You might have noticed that there wasn't much mention of Groot in the trailer. That's because he didn't feature a lot - presumably because he's still baby Groot in the sequel and not much of a warrior... yet - but James Gunn more than made up for it by releasing a clip which focused on the little guy.
It also hasn't been released to the public, but it starts with the ravagers turning on Yondu and Rocket and throwing them in cell, telling them they’ll be delivered to the Kree in the morning. They don’t kill baby Groot though because he’s just too damn adorable, giving him the opportunity to help his friends escape. Yondu tells Groot about a prototype fin in his Captain’s quarters.

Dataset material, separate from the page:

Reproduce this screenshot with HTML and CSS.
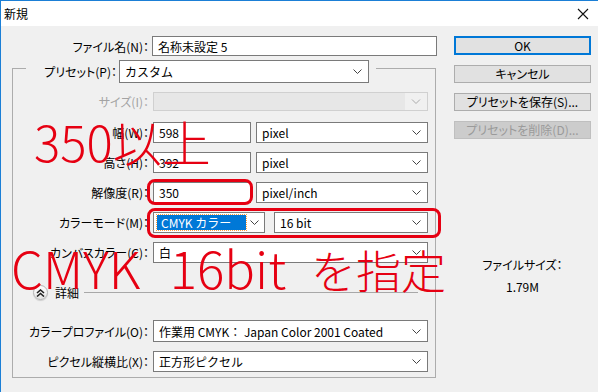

Groot does his best to find it and comes back with… underwear. No, that’s not right, Yondu tells him. Groot tries again and brings back a severed toe. Yep, a real severed toe. Then it’s one of the crew’s fake eye (which Rocket certainly enjoys), and a desk, before Groot finally delivers a new red fin for Yondu.
Rocket attaches it and it looks badass. They attract the attention of the guards and Yondu takes care of them with no trouble using his new fin and arrow - which leaves a bright red glow wherever it travels. They escape and we’re treated to a slow-mo action sequence (complete with appropriate music) of Yondu killing everyone on the ship.
Bodies fall from bridges, bad guys flop to the floor, baby Groot chases the ravagers, and the three of them walk out of the ship together. Bad. Ass.